Mrs. Ramsay soothes her husband when his ego needs attention and Harriett and her mother do not like contradicting Mr Frean. Harriett would not want to make her parents unhappy.
Like Negros and Jews, a historical event has resulted in the subjugation of the weaker by the stronger. The scattering of the Jews, the introduction of slavery into America, the conquests of imperialism are examples in point. In these cases the oppressed retained at least the memory of former days; they possessed in common a past, a tradition, sometimes a religion or a culture. But in the case of women on one side there is Mrs. Ramsay who is happy to be married and to be a mother, Lily Briscoe who enjoys painting and being a spinster, whilst Harriett remains a spinster because of her moral standards and her myopic approaches.
The women are ready to accept that, save for Lily, who manages to find her space in the modern transition. However, men’s perception of women retains a top-down approach, remnants of the Victorian Empire. In fact Mr. Tansley whispered in Lily’s ear that women cannot paint and cannot write (Part 1) as well as having Andrew thinking that women had not control over thair emotions (Part 1). These phrases and thoughts would today be seen as mansplaining – looking at women as being the weaker sex. There is an innate need that the man needs to establish his authority and to feel ‘it necessary to assert himself’ as Mr. Tansely felt in Part 1.
This need is intimately connected to the place the woman should keep, which is that of a domestic figure and the importance of normalising the family unit.
Although Lily Briscoe is the heroine of the novel, Mrs. Ramsay is its emotional centre. As we have seen, she can wrap the negative (male) in her own positive frame, and she can enter the middle to prevent the frame from exploding. In addition, she brings people together and creates a unity, howsoever tenuous. Given her own warm centre, others seek her out—Lily, in particular, expresses a desire for a symbiotic union with her. Mrs. Ramsay also has a more private centre to which she periodically withdraws, and she has a wish for gratification that mirrors her own way of giving.
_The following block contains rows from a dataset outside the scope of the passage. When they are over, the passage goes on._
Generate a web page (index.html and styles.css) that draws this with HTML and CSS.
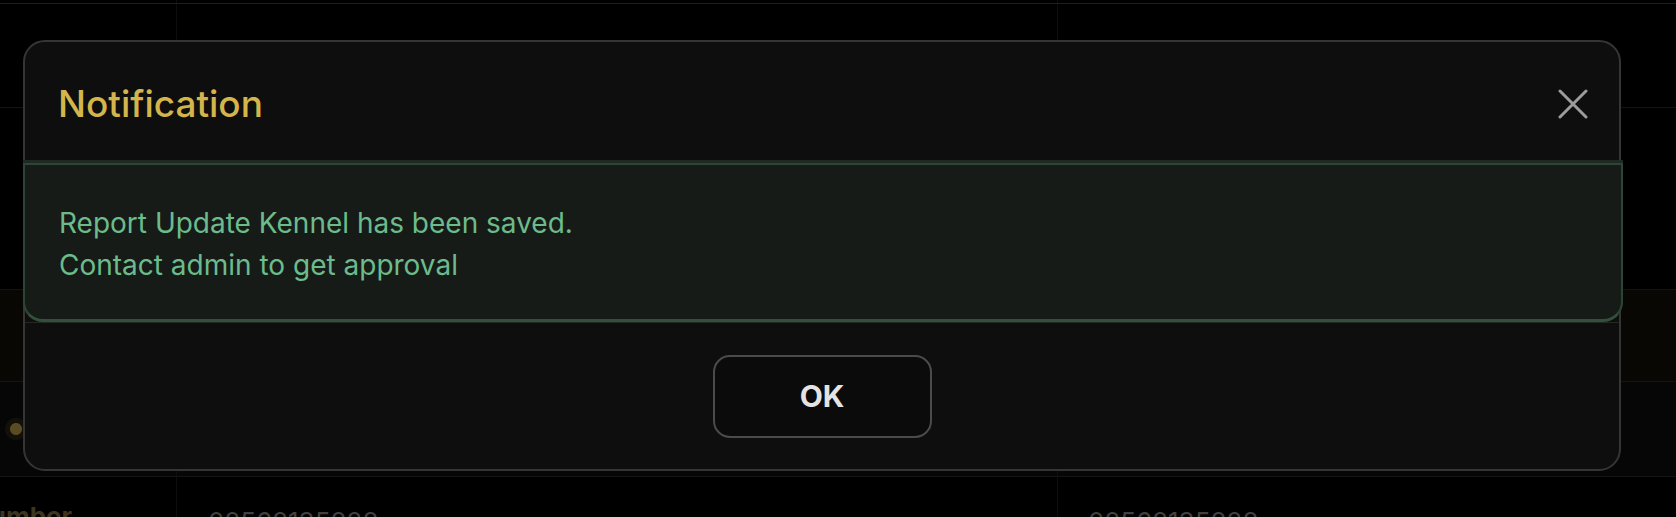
FILE: index.html
```html
<!DOCTYPE html>
<html lang="en">
<head>
<meta charset="utf-8">
<title>Notification</title>
<link rel="stylesheet" href="styles.css">
</head>
<body>
<div class="page">
  <div class="table">
    <div class="row row-top"><div class="cell"></div><div class="cell"></div><div class="cell last"></div></div>
    <div class="row r1"><div class="cell"></div><div class="cell"></div><div class="cell last"></div></div>
    <div class="row r2"><div class="cell"></div><div class="cell"></div><div class="cell last"></div></div>
    <div class="row r3"><div class="cell"></div><div class="cell"></div><div class="cell last"></div></div>
    <div class="row r4"><div class="cell dot-cell"><span class="dot"></span></div><div class="cell"></div><div class="cell last"></div></div>
    <div class="row r5">
      <div class="cell label-cell"><span class="label">Number</span></div>
      <div class="cell value-cell"><span class="value">02562135828</span></div>
      <div class="cell value-cell last"><span class="value">02562135828</span></div>
    </div>
  </div>

  <div class="overlay">
    <div class="modal">
      <div class="modal-header">
        <h2 class="modal-title">Notification</h2>
        <button class="close-btn" aria-label="Close">
          <svg width="30" height="30" viewBox="0 0 30 30">
            <path d="M2 2 L28 28 M28 2 L2 28" stroke="#9c9c9c" stroke-width="3" stroke-linecap="round" fill="none"/>
          </svg>
        </button>
      </div>
      <div class="modal-body">
        <p>Report Update Kennel has been saved.</p>
        <p>Contact admin to get approval</p>
      </div>
      <div class="modal-footer">
        <button class="ok-btn">OK</button>
      </div>
    </div>
  </div>
</div>
</body>
</html>
```

FILE: styles.css
```css
* {
  box-sizing: border-box;
  margin: 0;
  padding: 0;
}

html, body {
  width: 1676px;
  height: 517px;
  overflow: hidden;
  background: #000;
}

body {
  font-family: Inter, "Noto Sans", sans-serif;
}

.page {
  width: 1676px;
  height: 517px;
  position: relative;
}

/* background table */
.table {
  display: flex;
  flex-direction: column;
  width: 1676px;
}

.row {
  display: grid;
  grid-template-columns: 177px 881px 1fr;
  border-bottom: 1px solid #141414;
}

.cell {
  border-right: 1px solid #0d0d0d;
  overflow: hidden;
}

.cell.last {
  border-right: none;
}

.row-top {
  height: 4px;
  border-bottom-color: #1e1e1e;
}

.r1 { height: 104px; }
.r2 { height: 182px; }
.r3 { height: 92px; background: #080704; }
.r4 { height: 95px; background: #060606; }
.r5 { height: 40px; border-bottom: none; }

.dot-cell {
  display: flex;
  align-items: center;
  padding-left: 5px;
}

.dot {
  width: 22px;
  height: 22px;
  border-radius: 50%;
  background: radial-gradient(circle, #5a4c22 0 5.5px, #121009 6.5px 11px);
}

.label-cell {
  display: flex;
  padding-top: 24px;
}

.label {
  margin-left: -30px;
  font-size: 26px;
  font-weight: 700;
  color: #3d3521;
  white-space: nowrap;
}

.value-cell {
  padding-top: 29px;
  padding-left: 31px;
}

.value-cell.last {
  padding-left: 30px;
}

.value {
  font-size: 26px;
  color: #404040;
  white-space: nowrap;
}

/* modal overlay */
.overlay {
  position: absolute;
  inset: 0;
  padding: 40px 0 0 23px;
}

.modal {
  width: 1598px;
  height: 431px;
  background: #0e0e0e;
  border: 2px solid #353535;
  border-radius: 22px;
  display: flex;
  flex-direction: column;
}

.modal-header {
  height: 121px;
  display: flex;
  align-items: center;
  justify-content: space-between;
  padding: 2px 31px 0 33px;
}

.modal-title {
  font-size: 37px;
  font-weight: 500;
  color: #d4b54c;
  line-height: 1;
}

.close-btn {
  background: none;
  border: none;
  width: 30px;
  height: 30px;
  display: flex;
}

.modal-body {
  height: 159px;
  margin: 0 -4px 0 -2px;
  background: #161b17;
  border: 2px solid #2d4536;
  border-bottom: 3px solid #33503d;
  border-radius: 0 0 20px 20px;
  box-shadow: 0 -3px 0 #1f2a22;
  padding: 37px 0 0 34px;
  font-size: 28px;
  line-height: 42px;
  color: #6cbb8c;
}

.modal-footer {
  flex: 1;
  border-top: 1px solid #262626;
  display: flex;
  align-items: center;
  justify-content: center;
}

.ok-btn {
  width: 219px;
  height: 83px;
  background: #0b0b0b;
  border: 2px solid #4b4b4b;
  border-radius: 17px;
  color: #e4e4e4;
  font-family: Inter, "Noto Sans", sans-serif;
  font-size: 30px;
  font-weight: 700;
}
```
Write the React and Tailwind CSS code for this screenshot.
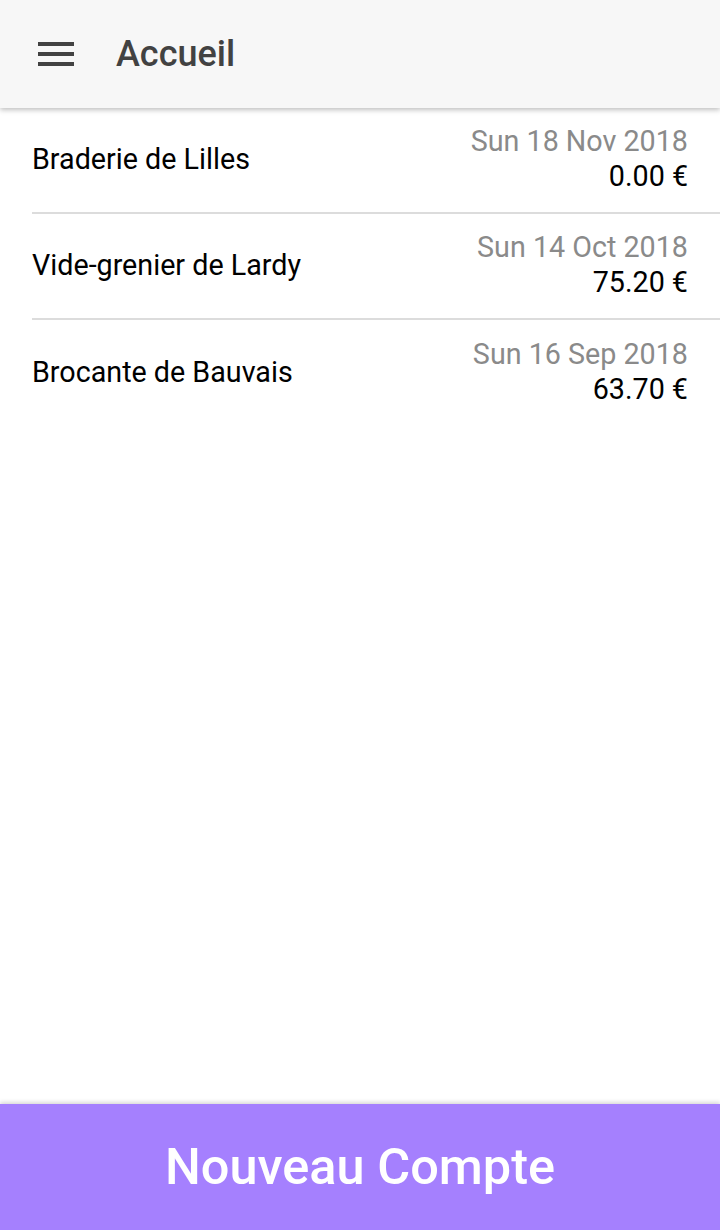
import React from "react";

const accounts = [
  { name: "Braderie de Lilles", date: "Sun 18 Nov 2018", total: "0.00 €" },
  { name: "Vide-grenier de Lardy", date: "Sun 14 Oct 2018", total: "75.20 €" },
  { name: "Brocante de Bauvais", date: "Sun 16 Sep 2018", total: "63.70 €" },
];

const App = () => {
  return (
    <div className="flex flex-col h-[1230px] bg-white font-['Roboto',sans-serif]">
      {/* Top bar */}
      <header className="relative z-10 flex items-center h-[108px] bg-[#f7f7f7] shadow-[0_2px_5px_rgba(0,0,0,0.25)]">
        <button className="ml-[38px] flex flex-col gap-[6px] w-[36px]">
          <span className="block h-[4px] bg-[#424242]"></span>
          <span className="block h-[4px] bg-[#424242]"></span>
          <span className="block h-[4px] bg-[#424242]"></span>
        </button>
        <h1 className="ml-[42px] text-[36px] font-medium text-[#424242] leading-none">
          Accueil
        </h1>
      </header>

      {/* Accounts list */}
      <ul className="flex-1">
        {accounts.map((a, i) => (
          <li key={a.name} className="pl-[32px]">
            <div
              className={`flex items-center justify-between pr-[32px] h-[106px] ${
                i < accounts.length - 1 ? "border-b-2 border-[#dcdcdc]" : ""
              }`}
            >
              <span className="text-[28.7px] text-black">{a.name}</span>
              <div className="flex flex-col items-end leading-[35px] -mt-[2px]">
                <span className="text-[28.7px] text-[#8a8a8a]">{a.date}</span>
                <span className="text-[28.7px] text-black">{a.total}</span>
              </div>
            </div>
          </li>
        ))}
      </ul>

      {/* Bottom action */}
      <button className="h-[126px] bg-[#a580fe] text-white text-[50.5px] font-medium shadow-[0_-2px_4px_rgba(0,0,0,0.15)]">
        Nouveau Compte
      </button>
    </div>
  );
};

export default App;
We can speak of Mrs. Ramsay as a phallic woman in that she not only gives and absorbs, but also moves directly between others.
Mrs. Ramsay’s ability to contain negativity and inter vene in the service of unity is brought out again in a scene in the children’s room. Cam and James should be asleep but they are quarreling about a skull hung on the wall belong ing to James. They are in a bind because the skull casts a shadow that frightens Cam and prevents her from going to sleep, but James refuses to sleep if the skull is removed. Mrs. Ramsay replies with ‘we will cover it up’ (p. 83). The perfect solution—the skull remains hung, but no longer casts its threatening shadow. The skull has come between James and Cam; Mrs. Ramsay then mediates the dispute and embeds the negative – Mrs. Ramsay promotes cooperation, Mr. Ramsay, divisiveness. Mrs Ramsay is linked to light and darkness even towards the end of the novel as she was the one bringin everyone together, in fact when Paul Rayles repeats the words ‘lights, light, lights’ since the lights bring symbolically the people facing each other and together, removing darkness and separation. The skull could have been a reflection on future death, war and the change as a family unit.
In the case of Harriett she was always brought up to behave ‘beautifully’ like her mother, and not even God and Jesus were not more beautiful than her mother. Her father kept himself straight and slender and had could meddle and risk in business as he felt secure for most of his life. Like Mr. Ramsay, Mr. Frean read dangerous books of Darwin or Huxley and is fascinated by their ideas and discourse. Yet his wife highlighted confidently that despite his going there in those readings, he always comes back. Harriett looks at her father in awe. She tried to read the books and was not prevented from reading them. Yet she was prevented from taking up some kind of academic or business path and in fact her role in society is never really mentioned by Sinclair. The role Harriett’s parents expected from her was that she finds a husband but it was never imposed and domesticity grew on Harriett. The nondecisive attitude of Harriett because of her over-identification with her mother and the goodness she must keep, she declines her sexual identity to abide by parental authorty not to break up the family. Yet Harriett is also a recluse who wants no one but her mother shown when she says, ‘I shall never want anybody but you’ . Hence she displaces her sexual desire for altruism.